Perkara Hukum dan Etika Sosial
Sejumlah ayat dalam Surat Al-Baqarah turun untuk mengatasi situasi hukum dan etika sosial yang muncul dalam masyarakat Muslim Madinah. Termasuk di antaranya adalah hukum-hukum pernikahan, perceraian, hukuman bagi pencuri, dan berbagai aspek lainnya yang membutuhkan panduan hukum dan etika Islam.
Masalah Keuangan dan Perdagangan
Surat Al-Baqarah juga turun untuk memberikan pedoman terkait keuangan dan perdagangan kepada umat Islam. Beberapa ayat memberikan petunjuk mengenai riba, transaksi perdagangan, dan kewajiban sedekah, yang mencerminkan tatanan ekonomi Islam.
Dengan demikian, Surat Al-Baqarah turun sebagai respons terhadap berbagai peristiwa dan kebutuhan masyarakat Muslim pada saat itu. Ayat-ayatnya memberikan panduan moral, etika, hukum, dan pedoman kehidupan sehari-hari, menciptakan landasan ajaran Islam yang komprehensif bagi umatnya.
Kapan turunnya surat Al Baqarah?
Surat Al-Baqarah turun secara bertahap di Madinah, sebagian besar pada awal tahun Hijriah. Proses penurunan ini mencakup periode waktu yang relatif panjang, dan tidak ada tanggal yang spesifik yang dapat diidentifikasi untuk seluruh surat tersebut. Namun, ayat-ayat Surat Al-Baqarah diturunkan pada masa permulaan kediaman Nabi Muhammad SAW di Madinah, setelah peristiwa Hijrah dari Makkah.

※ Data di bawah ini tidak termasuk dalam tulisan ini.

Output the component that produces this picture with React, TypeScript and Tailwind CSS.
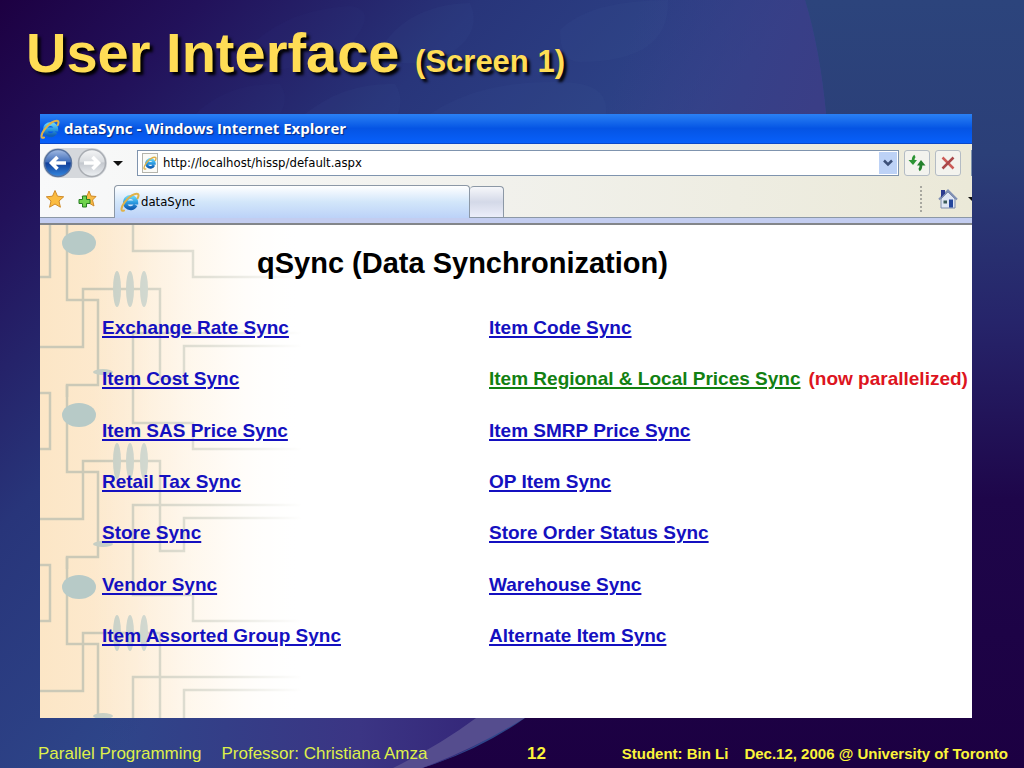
import { useId } from 'react';

const leftLinks = [
  'Exchange Rate Sync',
  'Item Cost Sync',
  'Item SAS Price Sync',
  'Retail Tax Sync',
  'Store Sync',
  'Vendor Sync',
  'Item Assorted Group Sync',
];

const rightLinks = [
  'Item Code Sync',
  'Item Regional & Local Prices Sync',
  'Item SMRP Price Sync',
  'OP Item Sync',
  'Store Order Status Sync',
  'Warehouse Sync',
  'Alternate Item Sync',
];

function SlideBackdrop() {
  return (
    <svg
      className="absolute inset-0 w-full h-full"
      viewBox="0 0 1024 768"
      preserveAspectRatio="none"
      aria-hidden="true"
    >
      <defs>
        <linearGradient id="disc" gradientUnits="userSpaceOnUse" x1="0" y1="0" x2="440" y2="400">
          <stop offset="0" stopColor="#1d0042" />
          <stop offset="0.25" stopColor="#22115a" />
          <stop offset="0.6" stopColor="#28357a" />
          <stop offset="1" stopColor="#2e468a" />
        </linearGradient>
        <linearGradient id="discEdge" gradientUnits="userSpaceOnUse" x1="640" y1="0" x2="830" y2="60">
          <stop offset="0" stopColor="#3c3a88" stopOpacity="0" />
          <stop offset="1" stopColor="#3a3e86" />
        </linearGradient>
        <linearGradient id="discFoot" gradientUnits="userSpaceOnUse" x1="100" y1="0" x2="470" y2="0">
          <stop offset="0" stopColor="#3a3684" stopOpacity="0" />
          <stop offset="0.7" stopColor="#3b3584" />
          <stop offset="1" stopColor="#35287a" />
        </linearGradient>
        <linearGradient id="outer" x1="0" y1="0" x2="0" y2="1">
          <stop offset="0" stopColor="#2c447c" />
          <stop offset="0.2" stopColor="#2b3f78" />
          <stop offset="0.42" stopColor="#26246a" />
          <stop offset="0.65" stopColor="#1e064a" />
          <stop offset="1" stopColor="#1c0042" />
        </linearGradient>
      </defs>
      <rect width="1024" height="768" fill="url(#outer)" />
      <path d="M0 0H805Q820 50 826 114Q850 440 525 718Q480 750 422 768H0Z" fill="url(#disc)" />
      <path d="M600 0H805Q820 50 826 114H600Z" fill="url(#discEdge)" />
      <path d="M60 700H545Q480 750 422 768H60Z" fill="url(#discFoot)" />
      <path d="M490 705H545Q485 745 422 768H393Q440 745 476 718Z" fill="#554d8e" />
      <g fill="#4a6aa8" fillOpacity="0.08">
        <path d="M230 70Q270 10 350 6Q380 10 350 45Q310 75 230 70Z" fillOpacity="0.04" />
        <path d="M375 60Q400 5 470 3Q482 30 455 50Q430 70 375 60Z" />
        <path d="M560 30Q590 0 668 0Q670 62 580 62Q560 62 560 30Z" />
        <path d="M195 114Q230 82 280 84Q290 98 280 114Z" fillOpacity="0.04" />
        <path d="M305 114Q345 82 395 84Q404 98 398 114Z" />
        <path d="M430 114Q480 80 560 82Q610 82 606 114Z" />
      </g>
    </svg>
  );
}

function ExplorerLogo({ className }: { className: string }) {
  const id = useId();
  return (
    <svg className={className} viewBox="0 0 20 20" fill="none" aria-hidden="true">
      <linearGradient id={id} x1="0" y1="0" x2="0" y2="1">
        <stop offset="0" stopColor="#62d0f6" />
        <stop offset="0.5" stopColor="#2b9ae0" />
        <stop offset="1" stopColor="#1260b4" />
      </linearGradient>
      <path
        d="M15.6 13.2A5.6 5.6 0 1 1 16.200 10.6H6"
        stroke={`url(#${id})`}
        strokeWidth="4"
      />
      <path
        d="M4 18.5C.5 20 .5 15.500 5 9.800C9 4.500 15 .8 17.800 2C19 2.600 18.600 4.500 17.600 6.200"
        stroke="#dfb24a"
        strokeWidth="2"
        strokeLinecap="round"
      />
    </svg>
  );
}

function NavArrow({ forward = false }: { forward?: boolean }) {
  const id = useId();
  return (
    <svg className="w-[30px] h-[30px]" viewBox="0 0 30 30" aria-hidden="true">
      <linearGradient id={id} x1="0" y1="0" x2="0" y2="1">
        <stop offset="0" stopColor={forward ? '#f4f5f6' : '#a3bbe3'} />
        <stop offset="0.45" stopColor={forward ? '#d9dce0' : '#426fbb'} />
        <stop offset="0.5" stopColor={forward ? '#c4c8ce' : '#123f99'} />
        <stop offset="1" stopColor={forward ? '#eef1f4' : '#3487df'} />
      </linearGradient>
      <circle cx="15" cy="15" r="13.500" fill={`url(#${id})`} stroke={forward ? '#a9adb3' : '#58739f'} strokeWidth="1.500" />
      <path
        d={forward ? 'M7 15H21M15.500 9L21.500 15L15.500 21' : 'M23 15H9M14.500 9L8.500 15L14.500 21'}
        fill="none"
        stroke="#fff"
        strokeWidth="3.600"
      />
    </svg>
  );
}

function Star({ withPlus = false }: { withPlus?: boolean }) {
  return (
    <svg className="w-5 h-5" viewBox="0 0 20 20" aria-hidden="true">
      {withPlus ? (
        <>
          <path d="M12 2L14 7L19 7.500L15.500 11L17 17L12 14L7 16L8 11L5 7.500L10 7Z" fill="#f9bb45" stroke="#cf8a28" />
          <path d="M5.500 7H9.500V10.500H13V14.500H9.500V18H5.500V14.500H2V10.500H5.500Z" fill="#6fd34c" stroke="#267c22" />
        </>
      ) : (
        <path
          d="M10 1.500L12.500 7.200L18.700 7.800L14 12L15.400 18.200L10 15L4.600 18.200L6 12L1.300 7.800L7.500 7.200Z"
          fill="#fbbc40"
          stroke="#cf8a28"
        />
      )}
    </svg>
  );
}

function HomeIcon() {
  return (
    <svg className="w-5 h-5" viewBox="0 0 20 20" aria-hidden="true">
      <path d="M3 10L10 3L17 10V19H3Z" fill="#dfe6f3" stroke="#7d8cac" />
      <path d="M1 10.500L10 1.500L19 10.500" fill="none" stroke="#8090b4" strokeWidth="2" />
      <path d="M3 1H7V4.500L3 8.500Z" fill="#2b3a90" />
      <rect x="11" y="10.500" width="4" height="8" fill="#25479c" />
      <rect x="5.500" y="11.500" width="3.500" height="3" fill="#3b5a58" />
    </svg>
  );
}

// Tan circuit pattern that runs down the left side of the page, one tile per 172px
function CircuitBackground() {
  return (
    <svg className="absolute left-0 top-0 w-[262px] h-full" aria-hidden="true">
      <defs>
        <linearGradient id="tan" x1="0" y1="0" x2="1" y2="0">
          <stop offset="0" stopColor="#fce6c6" />
          <stop offset="0.35" stopColor="#fdebd2" />
          <stop offset="0.7" stopColor="#fff7ea" />
          <stop offset="1" stopColor="#ffffff" />
        </linearGradient>
        <linearGradient id="fade" x1="0" y1="0" x2="1" y2="0">
          <stop offset="0.2" stopColor="#fff" stopOpacity="0" />
          <stop offset="0.65" stopColor="#fff" stopOpacity="0.45" />
          <stop offset="1" stopColor="#fff" />
        </linearGradient>
      </defs>
      <rect width="262" height="100%" fill="url(#tan)" />
      {[-172, 0, 172, 344].map((y) => (
        <g key={y} transform={`translate(0 ${y})`}>
          <g fill="none" stroke="#cbc9b7" strokeWidth="2.500">
            <path d="M0 -4H10V52H0" />
            <path d="M27 -12V75H58V160H27V172" />
            <path d="M0 122H43V64H120V154H144V121H262" />
            <path d="M262 108H93V198H153V224H262" />
          </g>
          <g fill="#c6cec3">
            <ellipse cx="77" cy="64" rx="4" ry="18" />
            <ellipse cx="90" cy="64" rx="4" ry="18" />
            <ellipse cx="104" cy="64" rx="4" ry="18" />
            <ellipse cx="63" cy="147" rx="10" ry="3" />
          </g>
          <ellipse cx="39" cy="18" rx="17" ry="12" fill="#b7cac7" />
        </g>
      ))}
      <rect width="262" height="100%" fill="url(#fade)" />
    </svg>
  );
}

function SyncLink({ label }: { label: string }) {
  const parallel = label.startsWith('Item Regional');
  return (
    <li className="flex items-center whitespace-nowrap">
      <a
        href="#"
        className={
          parallel
            ? 'text-[#128012] underline decoration-2 underline-offset-2'
            : 'text-[#1410c0] underline decoration-2 underline-offset-2'
        }
      >
        {label}
      </a>
      {parallel && <span className="ml-2 text-[#dd1420]">(now parallelized)</span>}
    </li>
  );
}

export default function App() {
  return (
    <div className="relative min-h-screen flex flex-col overflow-hidden bg-[#1d0044] font-['Liberation_Sans',Arial,sans-serif]">
      <SlideBackdrop />

      <h1 className="relative h-[114px] pl-[26px] pt-[21px] text-[56px] leading-[64px] font-bold text-[#ffdd55] whitespace-nowrap [text-shadow:3px_3px_3px_#000]">
        User Interface <span className="text-[31px]">(Screen 1)</span>
      </h1>

      {/* Browser window */}
      <main className="relative ml-10 mr-[52px] bg-white overflow-hidden">
        <div className="h-[30px] flex items-center gap-1 bg-gradient-to-b from-[#2a80f4] via-[#0554e4] to-[#0860fa] border-b border-[#0a48c8]">
          <ExplorerLogo className="w-5 h-5" />
          <span className="font-['Open_Sans',sans-serif] text-[15px] font-bold text-white whitespace-nowrap [text-shadow:1px_1px_1px_#0a2a80]">
            dataSync - Windows Internet Explorer
          </span>
        </div>

        <div className="bg-gradient-to-r from-[#f8f9fa] via-[#f1f1ec] to-[#ebe9d8]">
          <div className="h-[38px] flex items-center pl-[3px]">
            <div className="flex gap-1 rounded-full bg-[#d5d8dc]">
              <button type="button" aria-label="Back">
                <NavArrow />
              </button>
              <button type="button" aria-label="Forward">
                <NavArrow forward />
              </button>
            </div>
            <button type="button" aria-label="Recent pages" className="w-[22px] mr-2 flex justify-center">
              <svg className="w-[10px] h-[5px]" viewBox="0 0 10 5" aria-hidden="true">
                <path d="M0 0H10L5 5Z" fill="#111" />
              </svg>
            </button>
            <div className="flex-1 h-[26px] flex items-center border border-[#7f94ae] bg-white">
              <span className="ml-1 w-4 h-5 flex items-center border border-[#b4b4ac] bg-[#fafaf6]">
                <ExplorerLogo className="w-[14px] h-[14px]" />
              </span>
              <input
                type="text"
                aria-label="Address"
                defaultValue="http://localhost/hissp/default.aspx"
                className="flex-1 min-w-0 ml-[5px] bg-transparent font-['DejaVu_Sans_Condensed','DejaVu_Sans',sans-serif] text-[13px] text-black outline-none"
              />
              <button
                type="button"
                aria-label="Show addresses"
                className="w-[18px] h-[22px] mr-px flex items-center justify-center bg-[#bdd2f6]"
              >
                <svg className="w-[10px] h-[8px]" viewBox="0 0 10 8" fill="none" aria-hidden="true">
                  <path d="M1 1.500L5 5.500L9 1.500" stroke="#3c5078" strokeWidth="2.500" />
                </svg>
              </button>
            </div>
            <button
              type="button"
              aria-label="Refresh"
              className="ml-[5px] w-[26px] h-[26px] flex items-center justify-center rounded-[3px] border border-[#b4bcc4] bg-[#f3f3ee]"
            >
              <svg className="w-[18px] h-[18px]" viewBox="0 0 18 18" fill="none" aria-hidden="true">
                <path d="M7 2Q5 3 5 8" stroke="#2c9434" strokeWidth="2.800" />
                <path d="M.5 6H9L5 11Z" fill="#2c9434" />
                <path d="M11 16Q13 15 13 10" stroke="#23802c" strokeWidth="2.800" />
                <path d="M9 11.500H17.500L13 6Z" fill="#23802c" />
              </svg>
            </button>
            <button
              type="button"
              aria-label="Stop"
              className="ml-[5px] w-[26px] h-[26px] flex items-center justify-center rounded-[3px] border border-[#b4bcc4] bg-[#f3f3ee]"
            >
              <svg className="w-[14px] h-[14px]" viewBox="0 0 14 14" fill="none" aria-hidden="true">
                <path d="M1.500 1.500L12.500 12.500" stroke="#cc5c58" strokeWidth="2.500" />
                <path d="M12.500 1.500L1.500 12.500" stroke="#a8484a" strokeWidth="2.500" />
              </svg>
            </button>
            <span className="ml-[10px] w-px h-[26px] bg-[#7f94ae]" />
          </div>

          <div className="h-9 flex items-end border-b border-[#8c98a6]">
            <div className="w-[74px] h-9 flex items-center gap-3 pl-[5px]">
              <button type="button" aria-label="Favorites">
                <Star />
              </button>
              <button type="button" aria-label="Add to favorites">
                <Star withPlus />
              </button>
            </div>
            <button
              type="button"
              className="w-[356px] h-[33px] -mb-px pl-[5px] flex items-center gap-px rounded-t border border-b-0 border-[#8c98a6] bg-gradient-to-b from-white via-[#d2e6fa] to-[#bcd2f8] font-['DejaVu_Sans_Condensed','DejaVu_Sans',sans-serif] text-[13px] text-black"
            >
              <ExplorerLogo className="w-5 h-5" />
              dataSync
            </button>
            <button
              type="button"
              aria-label="New tab"
              className="w-[34px] h-[31px] rounded-t border border-l-0 border-b-0 border-[#8c98a6] bg-gradient-to-b from-[#f6f7fa] via-[#d4d9e8] to-[#eceefa]"
            />
            <div className="flex-1 h-9 flex items-center justify-end">
              <span className="h-[26px] mr-[16px] border-l-2 border-dotted border-[#a8a8a0]" />
              <button type="button" aria-label="Home">
                <HomeIcon />
              </button>
              <svg className="ml-[10px] w-1 h-[5px]" viewBox="0 0 4 5" aria-hidden="true">
                <path d="M0 0H4V4Z" fill="#111" />
              </svg>
            </div>
          </div>
          <div className="h-[7px] bg-[#c3cdf0] border-b-2 border-[#83868a]" />
        </div>

        {/* Page content */}
        <div className="relative h-[493px]">
          <CircuitBackground />
          <div className="relative pt-[22px] font-bold">
            <h2 className="pl-[217px] text-[29px] leading-8 text-black whitespace-nowrap">
              qSync (Data Synchronization)
            </h2>
            <div className="mt-[23px] h-[360px] pl-[62px] grid grid-cols-[387px_1fr] text-[19px] leading-6">
              <ul className="grid grid-rows-7">
                {leftLinks.map((label) => (
                  <SyncLink key={label} label={label} />
                ))}
              </ul>
              <ul className="grid grid-rows-7">
                {rightLinks.map((label) => (
                  <SyncLink key={label} label={label} />
                ))}
              </ul>
            </div>
          </div>
        </div>
      </main>

      <footer className="relative flex-1 grid grid-cols-[489px_1fr_auto] items-center pl-[38px] pr-4 pt-[21px] text-[#fbf43a] whitespace-nowrap">
        <div className="flex gap-5 text-[17px] leading-5 text-[#dff04a]">
          <span>Parallel Programming</span>
          <span>Professor: Christiana Amza</span>
        </div>
        <span className="text-[17px] leading-5 font-bold">12</span>
        <div className="flex gap-4 text-[15px] leading-5 font-bold">
          <span>Student: Bin Li</span>
          <span>Dec.12, 2006 @ University of Toronto</span>
        </div>
      </footer>
    </div>
  );
}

Surat Al-Baqarah adalah surat ke-2 dalam Al-Qur’an. Surat ini terdiri dari 286 ayat, 6.221 kata, dan 25.500 huruf dan tergolong surah Madaniyah. Surat ini merupakan surat dengan jumlah ayat terbanyak dalam Al-Qur’an.
Asbabun nuzul (sebab-sebab diturunkannya), Surat Al-Baqarah turun secara bertahap selama sembilan tahun. Nama Al Baqarah (sapi betina), diambil dari kisah yang dibicarakan dalam ayat 61--71 tentang penyembelihan seekor sapi.
Sebagian besar surat tersebut diturunkan untuk memberikan bimbingan, hukum, dan prinsip-prinsip kehidupan kepada umat Islam di Madinah, serta untuk menanggapi berbagai situasi dan pertanyaan yang muncul dalam masyarakat Muslim pada saat itu. Meskipun tidak ada tanggal pasti yang diberikan untuk penurunan seluruh surat, kontennya memberikan pandangan mendalam terhadap perkembangan masyarakat Muslim Madinah pada masa tersebut.